STATED GOAL → Leave out the pictures and set down exactly the lines from the start of the listing through the one with "const done = ref<boolean>(false)", both included.

SUPPLIED INFORMATION →

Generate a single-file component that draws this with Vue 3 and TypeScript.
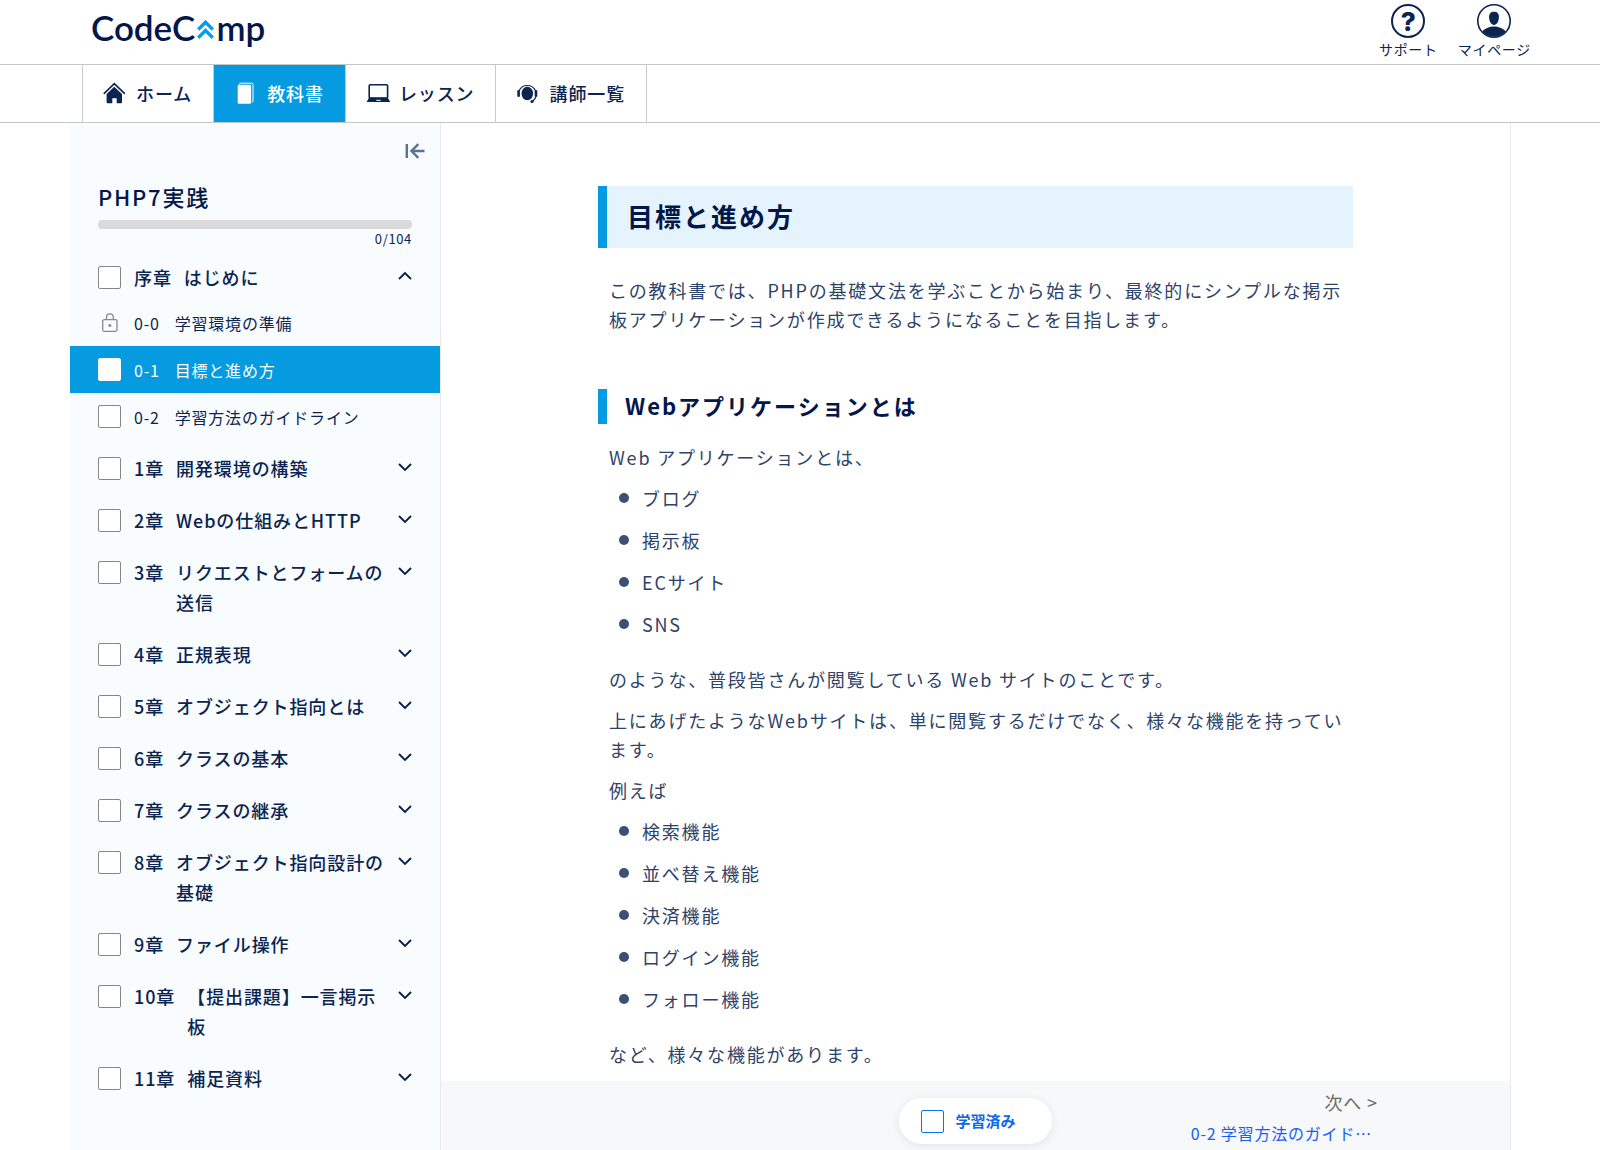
<script setup lang="ts">
import { ref } from 'vue'

interface Section {
  no: string
  title: string
  locked?: boolean
  current?: boolean
}

interface Chapter {
  no: string
  title: string
  sections?: Section[]
}

const chapters: Chapter[] = [
  {
    no: '序章',
    title: 'はじめに',
    sections: [
      { no: '0-0', title: '学習環境の準備', locked: true },
      { no: '0-1', title: '目標と進め方', current: true },
      { no: '0-2', title: '学習方法のガイドライン' },
    ],
  },
  { no: '1章', title: '開発環境の構築' },
  { no: '2章', title: 'Webの仕組みとHTTP' },
  { no: '3章', title: 'リクエストとフォームの送信' },
  { no: '4章', title: '正規表現' },
  { no: '5章', title: 'オブジェクト指向とは' },
  { no: '6章', title: 'クラスの基本' },
  { no: '7章', title: 'クラスの継承' },
  { no: '8章', title: 'オブジェクト指向設計の基礎' },
  { no: '9章', title: 'ファイル操作' },
  { no: '10章', title: '【提出課題】一言掲示板' },
  { no: '11章', title: '補足資料' },
]

const siteKinds: string[] = ['ブログ', '掲示板', 'ECサイト', 'SNS']
const features: string[] = ['検索機能', '並べ替え機能', '決済機能', 'ログイン機能', 'フォロー機能']

const openChapter = ref<string>('序章')
const done = ref<boolean>(false)

function toggle(no: string): void {
  openChapter.value = openChapter.value === no ? '' : no
}
</script>

<template>
  <div class="page">
    <header class="top">
      <a class="logo" href="#" aria-label="CodeCamp">
        <span>CodeC</span>
        <svg class="logo-mark" viewBox="0 0 17 20" width="17" height="20" aria-hidden="true">
          <path d="M1.200 10.500 8.500 3.200l7.300 7.300M1.200 18.800l7.300-7.300 7.300 7.300" fill="none" stroke="#00a0f5" stroke-width="3.400" />
        </svg>
        <span>mp</span>
      </a>
      <nav class="account">
        <a class="account-link" href="#">
          <span class="round">?</span>
          <span>サポート</span>
        </a>
        <a class="account-link" href="#">
          <svg viewBox="0 0 34 34" width="34" height="34" aria-hidden="true">
            <circle cx="17" cy="17" r="16.2" fill="#fff" stroke="#0c2450" stroke-width="1.6" />
            <path d="M17 7.800c3.400 0 4.900 2 4.900 5.200 0 4.200-2 8-4.900 8s-4.900-3.800-4.900-8c0-3.200 1.500-5.200 4.900-5.200z" fill="#0c2450" />
            <path d="M5.300 27.600C8 24.200 13 22.600 17 22.600s9 1.600 11.700 5A15.800 15.800 0 0 1 5.300 27.600z" fill="#0c2450" />
          </svg>
          <span>マイページ</span>
        </a>
      </nav>
    </header>

    <nav class="tabs">
      <a class="tab" href="#">
        <svg viewBox="0 0 24 24" width="24" height="24" aria-hidden="true">
          <path d="M1.200 12.300 11.300 2.600l10.100 9.700" fill="none" stroke="#0c2450" stroke-width="1.600" stroke-linecap="round" />
          <path d="M11.300 5.700 19 13v8.200a1 1 0 0 1-1 1h-4.300v-5h-4.400v5H4.600a1 1 0 0 1-1-1V13z" fill="#0c2450" />
        </svg>
        <span>ホーム</span>
      </a>
      <a class="tab active" href="#">
        <svg viewBox="0 0 24 24" width="24" height="24" aria-hidden="true">
          <path d="M5 3.400A1.700 1.700 0 0 1 6.500 2.200H17.800a1.200 1.200 0 0 1 1.200 1.200V20a1.200 1.200 0 0 1-1.200 1.200" fill="none" stroke="#fff" stroke-width="1" />
          <rect x="3.700" y="3.700" width="13.400" height="19" rx="1.200" fill="#fff" />
        </svg>
        <span>教科書</span>
      </a>
      <a class="tab" href="#">
        <svg viewBox="0 0 24 24" width="24" height="24" aria-hidden="true">
          <rect x="3.200" y="3.800" width="18.400" height="13.200" rx="1" fill="#fff" stroke="#0c2450" stroke-width="1.600" />
          <path d="M3 16.800h18.800l2 3.400a.5.500 0 0 1-.4.900H1.400a.5.500 0 0 1-.4-.9z" fill="#0c2450" />
          <path d="M10.300 19.300h4.400" stroke="#fff" stroke-width="1" />
        </svg>
        <span>レッスン</span>
      </a>
      <a class="tab" href="#">
        <svg viewBox="0 0 24 24" width="24" height="24" aria-hidden="true">
          <path d="M3 10a9 9 0 0 1 16.600 0" fill="none" stroke="#0c2450" stroke-width="1.200" />
          <ellipse cx="11.300" cy="12.500" rx="5.800" ry="6.700" fill="#0c2450" />
          <rect x="1.300" y="9" width="2.600" height="7" rx="1.300" fill="#0c2450" />
          <rect x="18.700" y="9" width="2.600" height="7" rx="1.300" fill="#0c2450" />
          <path d="M19.800 15.500c-.4 2.400-1.600 4-3.800 4.800" fill="none" stroke="#0c2450" stroke-width="1.200" />
          <circle cx="16" cy="20.500" r="1.600" fill="#0c2450" />
        </svg>
        <span>講師一覧</span>
      </a>
    </nav>

    <div class="body">
      <aside class="sidebar">
        <div class="collapse-row">
          <button class="icon-button" type="button" aria-label="目次を閉じる">
            <svg viewBox="0 0 20 16" width="20" height="16" aria-hidden="true">
              <path d="M1.800 1v14M19.500 8H7M13.300 1.200 6.500 8l6.800 6.800" fill="none" stroke="#5f6f8f" stroke-width="2.400" />
            </svg>
          </button>
        </div>
        <h2 class="course">PHP7実践</h2>
        <div class="bar"></div>
        <p class="count">0/104</p>

        <ul class="chapters">
          <li v-for="c in chapters" :key="c.no">
            <div class="chapter" :class="{ open: openChapter === c.no }">
              <input :id="'c-' + c.no" class="check" type="checkbox" />
              <label class="chapter-label" :for="'c-' + c.no">
                <span class="chapter-no">{{ c.no }}</span>
                <span>{{ c.title }}</span>
              </label>
              <button class="icon-button chevron" type="button" :aria-label="c.no + 'を開閉'" @click="toggle(c.no)">
                <svg viewBox="0 0 14 10" width="14" height="10" aria-hidden="true">
                  <path :d="openChapter === c.no ? 'M1 8l6-6 6 6' : 'M1 2l6 6 6-6'" fill="none" stroke="#0a1c48" stroke-width="1.800" />
                </svg>
              </button>
            </div>
            <ul v-if="c.sections && openChapter === c.no" class="sections">
              <li v-for="s in c.sections" :key="s.no" class="section" :class="{ current: s.current }">
                <span v-if="s.locked" class="lock">
                  <svg viewBox="0 0 16 19" width="16" height="19" aria-hidden="true">
                    <rect x=".7" y="6.700" width="14.300" height="11.600" rx="1.500" fill="none" stroke="#8a8a8a" stroke-width="1.300" />
                    <path d="M4.500 6.700V4.300a3.400 3.400 0 0 1 6.800 0v2.400" fill="none" stroke="#8a8a8a" stroke-width="1.300" />
                    <circle cx="7.900" cy="12.500" r="1.500" fill="#8a8a8a" />
                  </svg>
                </span>
                <input v-else class="check" type="checkbox" :aria-label="s.title" />
                <a class="section-link" href="#">
                  <span>{{ s.no }}</span>
                  <span>{{ s.title }}</span>
                </a>
              </li>
            </ul>
          </li>
        </ul>
      </aside>

      <main class="main">
        <article class="article">
          <h1>目標と進め方</h1>
          <p>この教科書では、PHPの基礎文法を学ぶことから始まり、最終的にシンプルな掲示板アプリケーションが作成できるようになることを目指します。</p>
          <h2>Webアプリケーションとは</h2>
          <p>Web アプリケーションとは、</p>
          <ul>
            <li v-for="k in siteKinds" :key="k">{{ k }}</li>
          </ul>
          <p>のような、普段皆さんが閲覧している Web サイトのことです。</p>
          <p>上にあげたようなWebサイトは、単に閲覧するだけでなく、様々な機能を持っています。</p>
          <p>例えば</p>
          <ul>
            <li v-for="f in features" :key="f">{{ f }}</li>
          </ul>
          <p>など、様々な機能があります。</p>
        </article>

        <footer class="footer">
          <label class="done">
            <input v-model="done" class="check blue" type="checkbox" />
            <span>学習済み</span>
          </label>
          <a class="next" href="#">
            <span class="next-head">次へ &gt;</span>
            <span class="next-title">0-2 学習方法のガイド…</span>
          </a>
        </footer>
      </main>
    </div>
  </div>
</template>

<style>
body {
  margin: 0;
  background: #fff;
}
</style>

<style scoped>
* {
  box-sizing: border-box;
}

.page {
  display: flex;
  flex-direction: column;
  min-height: 100vh;
  font-family: "Noto Sans CJK JP", "Noto Sans", sans-serif;
  color: #0c2450;
}

a {
  color: inherit;
  text-decoration: none;
}

ul,
h1,
h2,
p {
  margin: 0;
  padding: 0;
}

ul {
  list-style: none;
}

svg {
  display: block;
  flex: none;
}

.top {
  display: flex;
  justify-content: space-between;
  align-items: flex-start;
  height: 64px;
  padding: 4px 69px 0 91px;
}

.logo {
  display: flex;
  align-items: center;
  font-family: Lato, sans-serif;
  font-size: 35px;
  font-weight: 600;
  line-height: 46px;
  color: #04174a;
}

.logo-mark {
  margin: 3px 2px 0;
}

.account {
  display: flex;
  gap: 20px;
}

.account-link {
  display: flex;
  flex-direction: column;
  align-items: center;
  font-size: 14px;
  line-height: 22px;
  letter-spacing: 0.05em;
}

.round {
  width: 34px;
  height: 34px;
  border: 2px solid #0c2450;
  border-radius: 50%;
  font-family: Inter, sans-serif;
  font-size: 26px;
  font-weight: 800;
  line-height: 31px;
  letter-spacing: 0;
  text-align: center;
}

.tabs {
  display: flex;
  height: 59px;
  padding-left: 82px;
  border-top: 1px solid #c4c6c8;
  border-bottom: 1px solid #c4c6c8;
}

.tab {
  display: flex;
  align-items: center;
  gap: 9px;
  padding: 0 21px 2px 20px;
  border-right: 1px solid #c8cacc;
  font-size: 18px;
  font-weight: 500;
  letter-spacing: 0.05em;
}

.tab:first-child {
  border-left: 1px solid #c8cacc;
}

.tab.active {
  background: #069be1;
  color: #fff;
}

.body {
  display: flex;
  flex: 1;
  margin: 0 89px 0 70px;
  border-right: 1px solid #e8e9eb;
}

.sidebar {
  flex: none;
  width: 371px;
  border-right: 1px solid #e8e9eb;
  background: #f8fcff;
}

.collapse-row {
  display: flex;
  justify-content: flex-end;
  padding: 20px 15px 0 0;
}

.icon-button {
  padding: 0;
  border: 0;
  background: none;
  cursor: pointer;
}

.course {
  padding: 20px 28px 0;
  font-size: 22px;
  font-weight: 500;
  line-height: 34px;
  letter-spacing: 0.08em;
  color: #04174a;
}

.bar {
  height: 9px;
  margin: 7px 28px 0;
  border-radius: 4px;
  background: #dadada;
}

.count {
  padding: 0 28px;
  font-size: 13px;
  line-height: 20px;
  letter-spacing: 0.05em;
  text-align: right;
}

.chapters {
  padding-top: 2px;
}

.chapter {
  display: flex;
  align-items: flex-start;
  gap: 13px;
  padding: 11px 28px;
}

.chapter.open {
  padding-bottom: 7px;
}

.chapter-label {
  display: flex;
  flex: 1;
  gap: 12px;
  font-size: 18px;
  font-weight: 500;
  line-height: 30px;
  letter-spacing: 0.05em;
}

.chapter-no {
  white-space: nowrap;
}

.chevron {
  margin: 9px 0 0 -9px;
}

.check {
  flex: none;
  width: 23px;
  height: 23px;
  margin: 0;
  border: 1px solid #868686;
  border-radius: 2px;
  background: #fff;
  appearance: none;
}

.check:checked {
  background: #069be1;
}

.chapter .check {
  margin-top: 4px;
}

.sections {
  padding-bottom: 2px;
}

.section {
  display: flex;
  align-items: center;
  gap: 13px;
  height: 47px;
  padding: 0 28px;
}

.section.current {
  background: #069be1;
  color: #fff;
}

.section.current .check {
  border-color: #fff;
}

.lock {
  display: flex;
  justify-content: center;
  width: 23px;
}

.section-link {
  display: flex;
  gap: 15px;
  font-size: 16px;
  line-height: 24px;
  letter-spacing: 0.05em;
}

.main {
  display: flex;
  flex: 1;
  flex-direction: column;
  min-width: 0;
}

.article {
  width: 100%;
  max-width: 755px;
  margin: 0 auto;
  padding: 63px 0 12px;
  color: #2e4369;
}

.article h1 {
  padding: 10px 20px 12px;
  border-left: 9px solid #069be1;
  background: #e5f4fc;
  font-size: 26px;
  font-weight: 700;
  line-height: 40px;
  letter-spacing: 2px;
  color: #04174a;
}

.article h1 + p {
  margin-top: 28px;
}

.article h2 {
  margin: 55px 0 19px;
  padding: 0 0 2px 18px;
  border-left: 9px solid #069be1;
  font-size: 22px;
  font-weight: 700;
  line-height: 33px;
  letter-spacing: 2px;
  color: #04174a;
}

.article p {
  padding-left: 11px;
  font-size: 18px;
  line-height: 29px;
  letter-spacing: 0.1em;
}

.article p + p {
  margin-top: 12px;
}

.article ul {
  display: flex;
  flex-direction: column;
  gap: 12px;
  margin: 11px 0 26px;
  padding-left: 21px;
}

.article li {
  display: flex;
  align-items: center;
  gap: 13px;
  font-size: 18px;
  line-height: 30px;
  letter-spacing: 0.1em;
}

.article li::before {
  width: 10px;
  height: 10px;
  border-radius: 50%;
  background: #3b5074;
  content: "";
}

.footer {
  display: grid;
  grid-template-columns: 1fr auto 1fr;
  align-items: start;
  margin-top: auto;
  padding-top: 6px;
  background: #f6f8fa;
}

.done {
  display: flex;
  grid-column: 2;
  align-items: center;
  gap: 11px;
  height: 46px;
  margin: 11px 0 6px;
  padding: 0 36px 0 22px;
  border-radius: 23px;
  background: #fff;
  box-shadow: 0 2px 8px rgba(20, 80, 160, 0.1);
  font-size: 15px;
  font-weight: 700;
  line-height: 22px;
  color: #0a6ae6;
}

.check.blue {
  border-color: #0a74f0;
}

.next {
  display: flex;
  flex-direction: column;
  align-items: flex-end;
  padding-right: 132px;
  line-height: 31px;
}

.next-head {
  font-size: 18px;
  letter-spacing: 0.05em;
  color: #6b6b6b;
}

.next-title {
  padding-right: 6px;
  font-size: 16px;
  letter-spacing: 0.05em;
  color: #1760f5;
}
</style>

RESPONSE TO THIS EXERCISE →
Generate a single-file component that draws this with Vue 3 and TypeScript.
<script setup lang="ts">
import { ref } from 'vue'

interface Section {
  no: string
  title: string
  locked?: boolean
  current?: boolean
}

interface Chapter {
  no: string
  title: string
  sections?: Section[]
}

const chapters: Chapter[] = [
  {
    no: '序章',
    title: 'はじめに',
    sections: [
      { no: '0-0', title: '学習環境の準備', locked: true },
      { no: '0-1', title: '目標と進め方', current: true },
      { no: '0-2', title: '学習方法のガイドライン' },
    ],
  },
  { no: '1章', title: '開発環境の構築' },
  { no: '2章', title: 'Webの仕組みとHTTP' },
  { no: '3章', title: 'リクエストとフォームの送信' },
  { no: '4章', title: '正規表現' },
  { no: '5章', title: 'オブジェクト指向とは' },
  { no: '6章', title: 'クラスの基本' },
  { no: '7章', title: 'クラスの継承' },
  { no: '8章', title: 'オブジェクト指向設計の基礎' },
  { no: '9章', title: 'ファイル操作' },
  { no: '10章', title: '【提出課題】一言掲示板' },
  { no: '11章', title: '補足資料' },
]

const siteKinds: string[] = ['ブログ', '掲示板', 'ECサイト', 'SNS']
const features: string[] = ['検索機能', '並べ替え機能', '決済機能', 'ログイン機能', 'フォロー機能']

const openChapter = ref<string>('序章')
const done = ref<boolean>(false)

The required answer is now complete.